Millionaire Qantas boss, Geoff Dixon, is threatening 3000 Australian families with the dole queue in a bid to force down his company's wage bill.

The Business Council of Australia board member announced, last week, that 3000 skilled maintenance positions would be shipped offshore if workers didn't give up existing entitlements.

AMWU national secretary, Doug Cameron, accused the national carrier of "bullying and intimidation", just a fortnight out from the opening of enterprise bargaining negotiations.

"Howard's legislation is designed to deny workers choice," Cameron said.

"Employers will use the hand he is dealing them to stand over Australian families. Qantas is saying to its workforce that this legislation means they have no choice - accept clawbacks or your jobs go overseas.

"This is just the first company that will use these laws to threaten and bully Australians."

Cameron challenged the Prime Minister to stand up to Dixon, one of his chief financial and political backers, or be shown to have lied to the public.

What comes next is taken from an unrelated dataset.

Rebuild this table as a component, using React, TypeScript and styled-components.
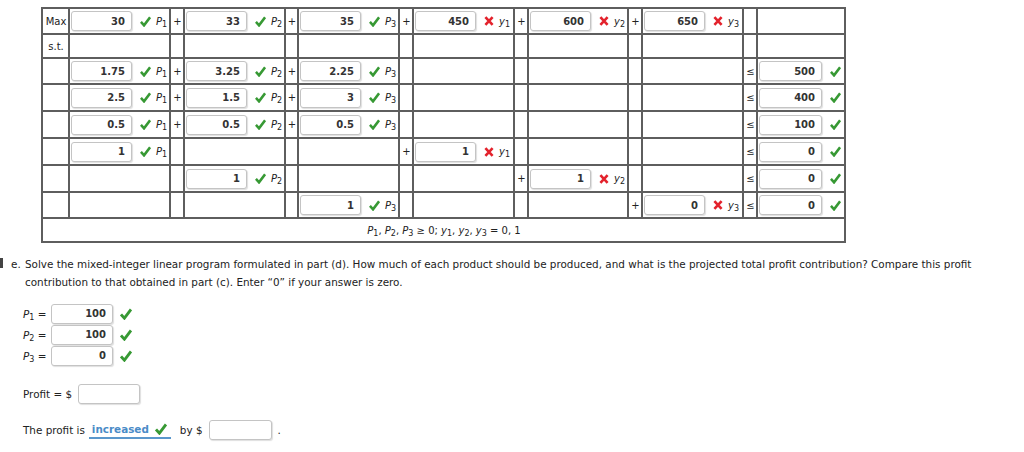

"John Howard claims to be the best friend of Australian workers well now he has the opportunity to put his rhetoric into action on behalf of thousands of families who are looking at losing their incomes."

Dixon has been an outspoken advocate of John Howard's IR regime, that seeks to replace collective bargaining with individual contracts; eliminate unfair dismissal rights; strip awards; and lower minimum conditions, including annual holiday entitlements.

Cameron said the AMWU would discuss business and operational matters with Qantas, "on their merits".

In doing that, he said, it would recognise the company remained one of the world's most profitable airlines and it continued to pay "enormous" executive salaries, including boosting Dixon's multi-million earn by more than 200 percent in three years.

"They are coming after our penal rates, annual leave and conditions, we know that," Cameron said.

"There are legitimate ways to compete that we will explore them in good faith," Cameron said. "But Australian can't compete, on wages, with countries that pay 60 and 80 cents an hour.

"The Prime Minister should recognise that and decide who's side he is on."

ALAEA federal secretary, Tim Heywood, said Australian

engineers had built and maintained the world's best air safety standards, and Qantas has profited from that.

Mr Heywood said engineers and maintenance workers were shocked to learn of Qantas' plans after their unions had initiated talks, a month ago, to discuss future work needs.

"The ALAEA is committed to working towards a solution and wishes to do this in co-operation with Qantas. However, we say to Qantas and, most importantly, to the Australian travelling public, that safety is not for sale," Heywood said.